§ Short problem
Your task is to repeat the lines below exactly, excluding any pictures they contain.

§ Data segment
============
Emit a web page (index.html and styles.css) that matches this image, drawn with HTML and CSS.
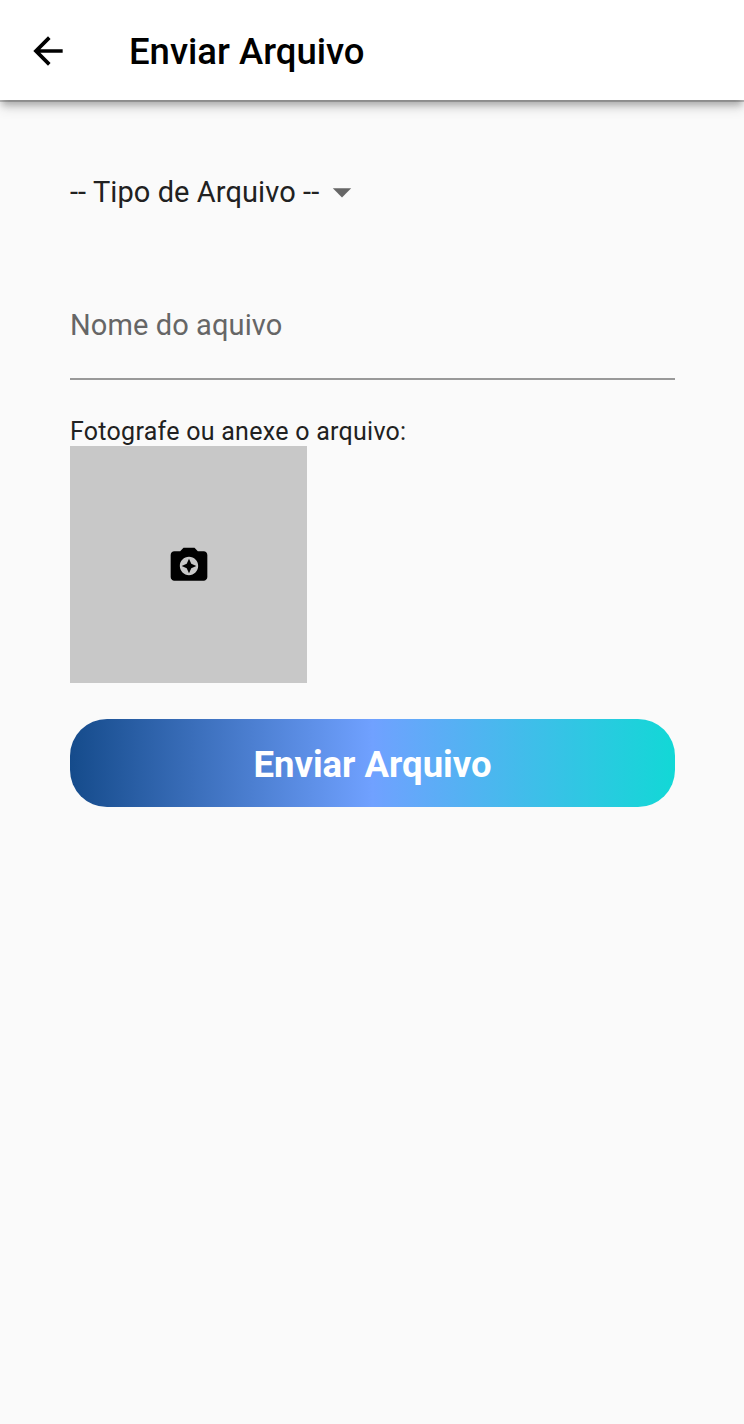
FILE: index.html
```
<!DOCTYPE html>
<html lang="pt-BR">
<head>
<meta charset="utf-8">
<title>Enviar Arquivo</title>
<link rel="stylesheet" href="styles.css">
</head>
<body>
<header class="app-bar">
  <svg class="back" viewBox="0 0 24 24"><path d="M20 11H7.83l5.59-5.59L12 4l-8 8 8 8 1.41-1.41L7.83 13H20v-2z"/></svg>
  <h1 class="title">Enviar Arquivo</h1>
</header>
<main class="form">
  <div class="select"><span class="select-text">-- Tipo de Arquivo --</span><svg class="caret" viewBox="0 0 24 24"><path d="M7 10l5 5 5-5z"/></svg></div>
  <div class="field"><span class="field-text">Nome do aquivo</span></div>
  <p class="caption"><span class="caption-text">Fotografe ou anexe o arquivo:</span></p>
  <div class="photo"><svg class="camera" viewBox="0 0 24 24"><path d="M9 2 7.17 4H4c-1.100 0-2 .9-2 2v12c0 1.100.9 2 2 2h16c1.100 0 2-.9 2-2V6c0-1.100-.9-2-2-2h-3.170L15 2H9zm3 15c-2.760 0-5-2.240-5-5s2.240-5 5-5 5 2.240 5 5-2.240 5-5 5z"/><path d="M12 16l1.250-2.750L16 12l-2.750-1.250L12 8l-1.250 2.750L8 12l2.750 1.250z"/></svg></div>
  <button class="submit">Enviar Arquivo</button>
</main>
</body>
</html>
```
FILE: styles.css
```
* { box-sizing: border-box; }
body { margin: 0; min-height: 1424px; background: #fafafa; font-family: Roboto, sans-serif; color: #212121; }
.app-bar { height: 100px; display: flex; align-items: center; padding-left: 26px; background: #fff; box-shadow: 0 2px 0 rgba(0,0,0,.2), 0 7px 7px -2px rgba(0,0,0,.24), 0 8px 12px rgba(0,0,0,.12); }
.back { width: 44px; height: 44px; margin-top: 1px; flex: none; }
.title { margin: 3px 0 0 59px; font-size: 36.500px; font-weight: 500; line-height: 44px; color: #000; white-space: nowrap; }
.form { padding: 69px 69px 0 70px; }
.select { display: flex; align-items: center; height: 46px; font-size: 29px; letter-spacing: .08px; white-space: nowrap; }
.caret { width: 44px; height: 44px; margin-left: 1px; fill: #666; }
.field { height: 165px; margin-bottom: 35px; padding-top: 93px; border-bottom: 2px solid #999; font-size: 29px; line-height: 34px; color: #666; letter-spacing: .1px; }
.caption { margin: 0; height: 31px; font-size: 25px; line-height: 34px; letter-spacing: .27px; white-space: nowrap; }
.photo { display: flex; align-items: center; justify-content: center; width: 237px; height: 237px; padding-top: 2px; background: #c8c8c8; }
.camera { width: 44px; height: 44px; }
.submit { display: block; width: 100%; height: 88px; margin-top: 36px; padding: 3px 0 0; border: 0; border-radius: 37px; background: linear-gradient(90deg, #154b8b, #70a1ff 50%, #12d8d6); color: #fff; font: 700 36.500px Roboto, sans-serif; }
```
============
§ Task answer
Emit a web page (index.html and styles.css) that matches this image, drawn with HTML and CSS.
FILE: index.html
```
<!DOCTYPE html>
<html lang="pt-BR">
<head>
<meta charset="utf-8">
<title>Enviar Arquivo</title>
<link rel="stylesheet" href="styles.css">
</head>
<body>
<header class="app-bar">
  <svg class="back" viewBox="0 0 24 24"><path d="M20 11H7.83l5.59-5.59L12 4l-8 8 8 8 1.41-1.41L7.83 13H20v-2z"/></svg>
  <h1 class="title">Enviar Arquivo</h1>
</header>
<main class="form">
  <div class="select"><span class="select-text">-- Tipo de Arquivo --</span><svg class="caret" viewBox="0 0 24 24"><path d="M7 10l5 5 5-5z"/></svg></div>
  <div class="field"><span class="field-text">Nome do aquivo</span></div>
  <p class="caption"><span class="caption-text">Fotografe ou anexe o arquivo:</span></p>
  <div class="photo"><svg class="camera" viewBox="0 0 24 24"><path d="M9 2 7.17 4H4c-1.100 0-2 .9-2 2v12c0 1.100.9 2 2 2h16c1.100 0 2-.9 2-2V6c0-1.100-.9-2-2-2h-3.170L15 2H9zm3 15c-2.760 0-5-2.240-5-5s2.240-5 5-5 5 2.240 5 5-2.240 5-5 5z"/><path d="M12 16l1.250-2.750L16 12l-2.750-1.250L12 8l-1.250 2.750L8 12l2.750 1.250z"/></svg></div>
  <button class="submit">Enviar Arquivo</button>
</main>
</body>
</html>
```
FILE: styles.css
```
* { box-sizing: border-box; }
body { margin: 0; min-height: 1424px; background: #fafafa; font-family: Roboto, sans-serif; color: #212121; }
.app-bar { height: 100px; display: flex; align-items: center; padding-left: 26px; background: #fff; box-shadow: 0 2px 0 rgba(0,0,0,.2), 0 7px 7px -2px rgba(0,0,0,.24), 0 8px 12px rgba(0,0,0,.12); }
.back { width: 44px; height: 44px; margin-top: 1px; flex: none; }
.title { margin: 3px 0 0 59px; font-size: 36.500px; font-weight: 500; line-height: 44px; color: #000; white-space: nowrap; }
.form { padding: 69px 69px 0 70px; }
.select { display: flex; align-items: center; height: 46px; font-size: 29px; letter-spacing: .08px; white-space: nowrap; }
.caret { width: 44px; height: 44px; margin-left: 1px; fill: #666; }
.field { height: 165px; margin-bottom: 35px; padding-top: 93px; border-bottom: 2px solid #999; font-size: 29px; line-height: 34px; color: #666; letter-spacing: .1px; }
.caption { margin: 0; height: 31px; font-size: 25px; line-height: 34px; letter-spacing: .27px; white-space: nowrap; }
.photo { display: flex; align-items: center; justify-content: center; width: 237px; height: 237px; padding-top: 2px; background: #c8c8c8; }
.camera { width: 44px; height: 44px; }
.submit { display: block; width: 100%; height: 88px; margin-top: 36px; padding: 3px 0 0; border: 0; border-radius: 37px; background: linear-gradient(90deg, #154b8b, #70a1ff 50%, #12d8d6); color: #fff; font: 700 36.500px Roboto, sans-serif; }
```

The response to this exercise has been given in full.